What an amazing thing to listen to our Lord. To a man who is lost in the world He will say, “I am the way” [John 14:6]. To a man seeking heaven He will say, “Follow Me” [Luke 9:23-24]. To a man engrossed in this life and lost before the complexities of the problems that he faces, He will avow, “I am the truth” [John 14:6]. What an astonishing way to teach! These things that we seek, the answers we want to know, the way that we would find – all of it is in Christ, in the Man Himself; not in something He teaches, not in something to which He points, not in something that He presents, but in the Man Himself.

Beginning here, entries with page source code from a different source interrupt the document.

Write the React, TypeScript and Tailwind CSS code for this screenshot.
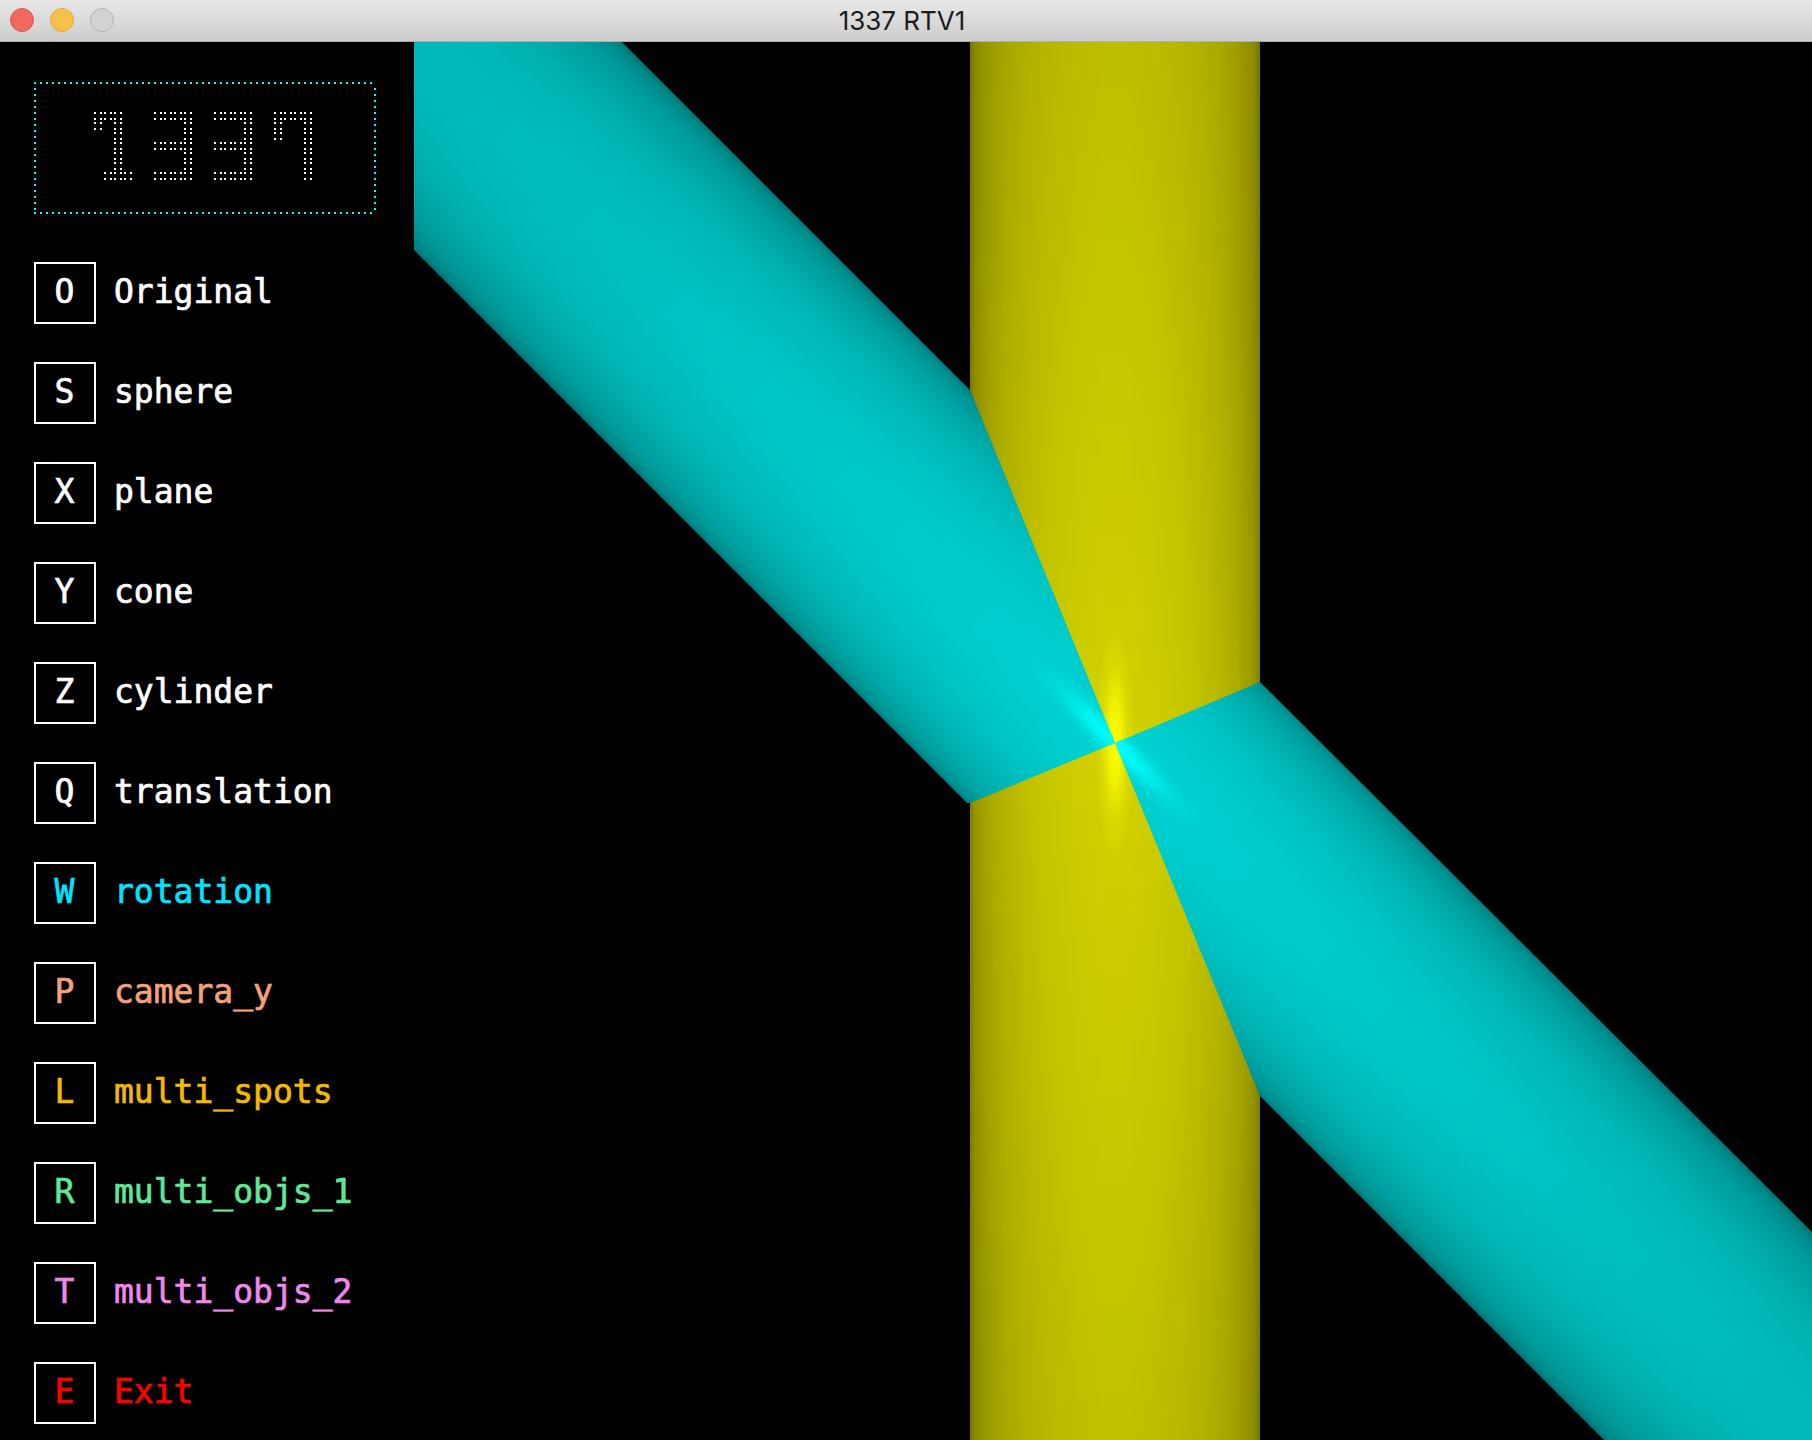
import React from 'react';

const menuItems = [
    { key: 'O', label: 'Original', color: 'text-white' },
    { key: 'S', label: 'sphere', color: 'text-white' },
    { key: 'X', label: 'plane', color: 'text-white' },
    { key: 'Y', label: 'cone', color: 'text-white' },
    { key: 'Z', label: 'cylinder', color: 'text-white' },
    { key: 'Q', label: 'translation', color: 'text-white' },
    { key: 'W', label: 'rotation', color: 'text-[#00e5ff]' },
    { key: 'P', label: 'camera_y', color: 'text-[#f4a27a]' },
    { key: 'L', label: 'multi_spots', color: 'text-[#f5b800]' },
    { key: 'R', label: 'multi_objs_1', color: 'text-[#5fe898]' },
    { key: 'T', label: 'multi_objs_2', color: 'text-[#ef88ea]' },
    { key: 'E', label: 'Exit', color: 'text-[#ff0000]' },
];

// brightness across a cylinder, from one edge to the other
const shade: [number, number][] = Array.from({ length: 61 }, (_, i) => {
    const t = i / 30 - 1;
    return [i / 60, 0.5 + 0.32 * Math.sqrt(1 - t * t)];
});

const digits = [
    ['XXX.', 'X.X.', '..X.', '..X.', '..X.', '..X.', '.XXX'],
    ['XXXX', '...X', '...X', 'XXXX', '...X', '...X', 'XXXX'],
    ['XXXX', '...X', '...X', 'XXXX', '...X', '...X', 'XXXX'],
    ['XXXX', 'X..X', 'X..X', '...X', '...X', '...X', '...X'],
];

const Logo = () => {
    const dots: { x: number; y: number }[] = [];
    digits.forEach((rows, d) => {
        rows.forEach((row, r) => {
            row.split('').forEach((cell, c) => {
                if (cell !== 'X') return;
                [0, 6].forEach((dx) => {
                    [0, 6].forEach((dy) => {
                        dots.push({ x: 94 + d * 60 + c * 10 + dx, y: 112 + r * 10 + dy });
                    });
                });
            });
        });
    });

    const frame: { x: number; y: number }[] = [];
    for (let x = 34; x <= 374; x += 6) {
        frame.push({ x, y: 82 });
        frame.push({ x, y: 212 });
    }
    for (let y = 88; y < 212; y += 6) {
        frame.push({ x: 34, y });
        frame.push({ x: 374, y });
    }

    return (
        <svg className="block w-[342px] h-[132px]" viewBox="34 82 342 132" shapeRendering="crispEdges" role="img" aria-label="1337">
            {frame.map((p, i) => (
                <rect key={i} x={p.x} y={p.y} width="2" height="2" fill="#00ffff" />
            ))}
            {dots.map((p, i) => (
                <rect key={i} x={p.x} y={p.y} width="2" height="2" fill="#ffffff" />
            ))}
        </svg>
    );
};

const Scene = () => (
    <svg className="block w-[1398px] h-[1398px]" viewBox="414 42 1398 1398">
        <defs>
            <linearGradient id="yellowBody" gradientUnits="userSpaceOnUse" x1="970" y1="0" x2="1260" y2="0">
                {shade.map(([o, v]) => (
                    <stop key={o} offset={o} stopColor={`rgb(${v * 255},${v * 255},0)`} />
                ))}
            </linearGradient>
            <linearGradient id="cyanBody" gradientUnits="userSpaceOnUse" x1="1219" y1="639" x2="1011" y2="847">
                {shade.map(([o, v]) => (
                    <stop key={o} offset={o} stopColor={`rgb(0,${v * 255},${v * 255})`} />
                ))}
            </linearGradient>
            <linearGradient id="yellowFade" gradientUnits="userSpaceOnUse" x1="0" y1="42" x2="0" y2="1440">
                <stop offset="0" stopColor="#000" stopOpacity="0.09" />
                <stop offset="0.5" stopColor="#000" stopOpacity="0" />
                <stop offset="1" stopColor="#000" stopOpacity="0.08" />
            </linearGradient>
            <linearGradient id="cyanFade" gradientUnits="userSpaceOnUse" x1="465" y1="93" x2="1765" y2="1393">
                <stop offset="0" stopColor="#000" stopOpacity="0.11" />
                <stop offset="0.5" stopColor="#000" stopOpacity="0" />
                <stop offset="1" stopColor="#000" stopOpacity="0.11" />
            </linearGradient>
            <radialGradient id="yellowSpot">
                <stop offset="0" stopColor="#ffff00" stopOpacity="1" />
                <stop offset="0.3" stopColor="#ffff00" stopOpacity="0.75" />
                <stop offset="0.65" stopColor="#ffff00" stopOpacity="0.2" />
                <stop offset="1" stopColor="#ffff00" stopOpacity="0" />
            </radialGradient>
            <radialGradient id="cyanSpot">
                <stop offset="0" stopColor="#00ffff" stopOpacity="1" />
                <stop offset="0.3" stopColor="#00ffff" stopOpacity="0.75" />
                <stop offset="0.65" stopColor="#00ffff" stopOpacity="0.2" />
                <stop offset="1" stopColor="#00ffff" stopOpacity="0" />
            </radialGradient>
            <clipPath id="cyanClip">
                <path
                    shapeRendering="crispEdges"
                    d="M414 42H622L970 390L1115 743L970 803L967 803L414 250Z M1115 743L1260 682L1812 1232V1440H1604L1260 1096Z"
                />
            </clipPath>
        </defs>

        <rect x="970" y="42" width="290" height="1398" fill="url(#yellowBody)" shapeRendering="crispEdges" />
        <rect x="970" y="42" width="290" height="1398" fill="url(#yellowFade)" shapeRendering="crispEdges" />
        <ellipse cx="1115" cy="743" rx="20" ry="120" fill="url(#yellowSpot)" />

        <g clipPath="url(#cyanClip)">
            <rect x="414" y="42" width="1398" height="1398" fill="url(#cyanBody)" />
            <rect x="414" y="42" width="1398" height="1398" fill="url(#cyanFade)" />
            <ellipse cx="1115" cy="743" rx="125" ry="20" transform="rotate(45 1115 743)" fill="url(#cyanSpot)" />
        </g>
    </svg>
);

export default function App() {
    return (
        <div className="w-[1812px] h-[1440px] bg-black overflow-hidden flex flex-col">
            {/* Title bar */}
            <div className="relative h-[42px] shrink-0 flex items-center justify-center pr-[8px] bg-gradient-to-b from-[#e8e8e8] to-[#cdcdcd] border-b border-[#aeaeae]">
                <div className="absolute left-[10px] top-[8px] flex gap-[16px]">
                    <span className="w-[24px] h-[24px] rounded-full bg-[#f0695f] border border-[#dc5a50]" />
                    <span className="w-[24px] h-[24px] rounded-full bg-[#f7c04d] border border-[#e3a93c]" />
                    <span className="w-[24px] h-[24px] rounded-full bg-[#d2d2d2] border border-[#b4b4b4]" />
                </div>
                <span className="text-[26px] leading-none text-[#1c1c1c] font-['Inter',sans-serif]">1337 RTV1</span>
            </div>

            <div className="flex flex-1 min-h-0">
                {/* Key menu */}
                <div className="w-[414px] shrink-0 pl-[34px] pt-[40px] flex flex-col font-['DejaVu_Sans_Mono',monospace]">
                    <Logo />
                    <div className="mt-[48px] flex flex-col gap-[38px]">
                        {menuItems.map((item) => (
                            <div
                                key={item.key}
                                className={`flex items-center gap-[18px] h-[62px] text-[33px] leading-none [-webkit-text-stroke:0.7px_currentColor] ${item.color}`}
                            >
                                <div className="w-[62px] h-[62px] border-2 border-white flex items-center justify-center pb-[4px] pr-[1px]">
                                    {item.key}
                                </div>
                                <span className="pb-[4px]">{item.label}</span>
                            </div>
                        ))}
                    </div>
                </div>

                <Scene />
            </div>
        </div>
    );
}
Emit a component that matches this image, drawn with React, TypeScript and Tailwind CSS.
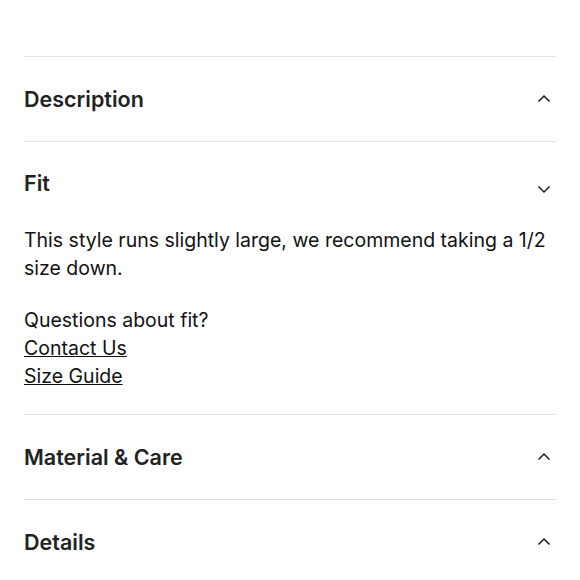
import React, { useState } from 'react';

const Chevron = ({ up }: { up: boolean }) => (
    <svg width="16" height="16" viewBox="0 0 16 16" fill="none" className="shrink-0">
        {up ? (
            <path d="M2.5 10.5L8 5L13.5 10.5" stroke="#1a1a1a" strokeWidth="1.5" />
        ) : (
            <path d="M2.5 5.5L8 11L13.5 5.5" stroke="#1a1a1a" strokeWidth="1.5" />
        )}
    </svg>
);

const Section = ({ title, open, onToggle, children }: { title: string; open: boolean; onToggle: () => void; children?: React.ReactNode }) => (
    <div className="border-b border-[#e2e2e2]">
        {open ? (
            <button type="button" onClick={onToggle} className="w-full flex justify-between items-start pt-[27px] pb-[29px] text-left">
                <span className="text-[21.5px] leading-[28px] font-semibold text-[#222]">{title}</span>
                <span className="mt-[12px] mr-[4px]"><Chevron up={false} /></span>
            </button>
        ) : (
            <button type="button" onClick={onToggle} className="w-full h-[84px] flex justify-between items-center text-left">
                <span className="text-[21.5px] font-semibold text-[#222]">{title}</span>
                <span className="mr-[4px]"><Chevron up={true} /></span>
            </button>
        )}
        {open && <div className="pb-[24px]">{children}</div>}
    </div>
);

export default function App() {
    const [open, setOpen] = useState<string | null>('Fit');
    const toggle = (name: string) => setOpen(open === name ? null : name);

    return (
        <div className="bg-white min-h-screen px-6 pt-[56px]" style={{ fontFamily: 'Inter, "Liberation Sans", sans-serif' }}>
            <div className="border-t border-[#e2e2e2]">
                <Section title="Description" open={open === 'Description'} onToggle={() => toggle('Description')} />
                <Section title="Fit" open={open === 'Fit'} onToggle={() => toggle('Fit')}>
                    <div className="text-[19.5px] leading-[28px] text-[#111]">
                        <p>This style runs slightly large, we recommend taking a 1/2 size down.</p>
                        <p className="mt-[24px]">Questions about fit?</p>
                        <a href="#" className="block underline w-fit">Contact Us</a>
                        <a href="#" className="block underline w-fit">Size Guide</a>
                    </div>
                </Section>
                <Section title="Material & Care" open={open === 'Material & Care'} onToggle={() => toggle('Material & Care')} />
                <Section title="Details" open={open === 'Details'} onToggle={() => toggle('Details')} />
            </div>
        </div>
    );
}
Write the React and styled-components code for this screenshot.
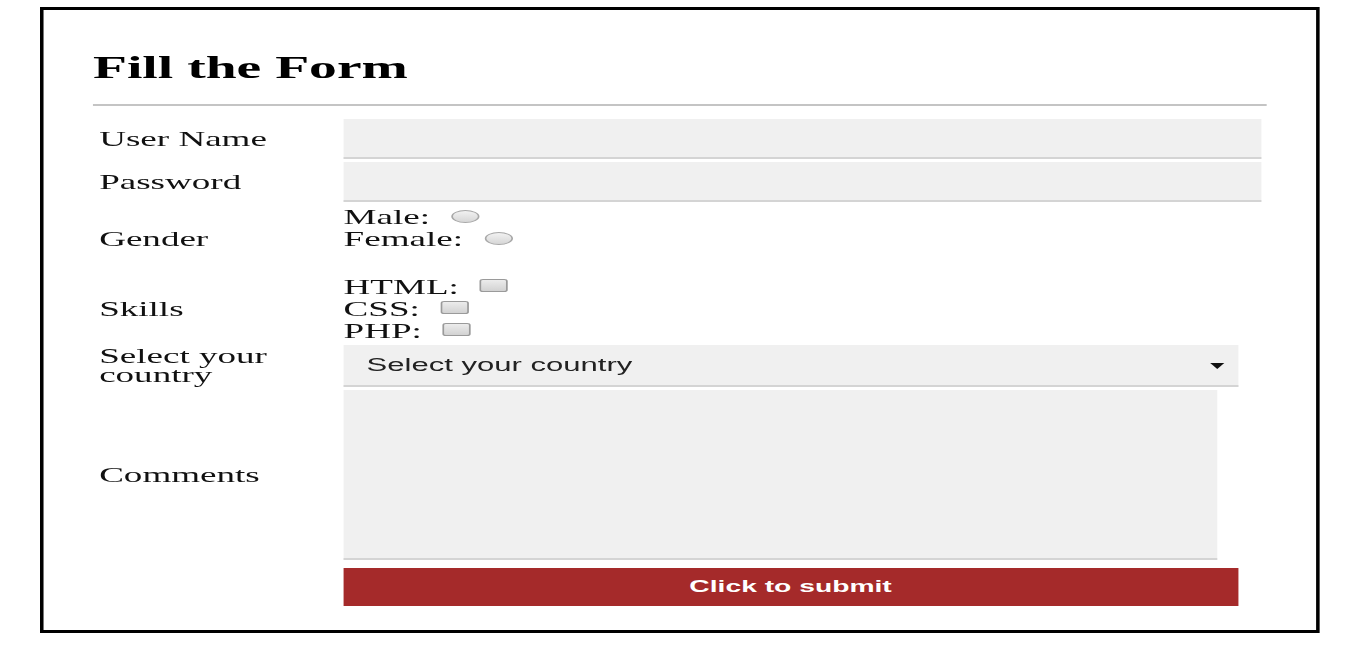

And not only did He present that method in His teaching, in His didactic discourses, but in Himself, in His person, there is a plentitude of abounding power that substantiates every claim that He makes. In the Lord Himself there is an abundance, there is a fullness that is, that is abounding, that is illimitable, that is unfathomable. In Himself He is sublimely, supremely, illimitably holy and pure and divine.
And for others, for us, He is able and all-sufficient. He will say, “Let him that is athirst come unto Me and drink” [Revelation 22:17]. He will say, “All ye who labor and are heavy laden, come unto Me and find rest” [Matthew 11:28]. And in His voice and in the touch of His hands, there is infinitude of power. It seems that the very seen and unseen world is subject unto Him. He can speak, He can speak and the very dead rise out of their graves [John 11:43-44]. He can touch with His hands the eyes of the blind, and they see [Matthew 9:29-30]. He can speak, and all heaven and earth and the spirit world seem to give heed and hearing and ear. There seems to be no limit to His power. He just says the word, and it comes to pass. He just speaks, and it happens. It’s not by effort, it’s not by toil, it’s just by fiat. In the roaring of the wind, He will say a word and the wind will be still [Luke 8:22-25]. In the dashing of the sea the waves will quiet; no effort, just the word, and it is done [Mark 4:39]. There is in our Lord an infinite infinitude of abounding power, grace, mercy, blessing.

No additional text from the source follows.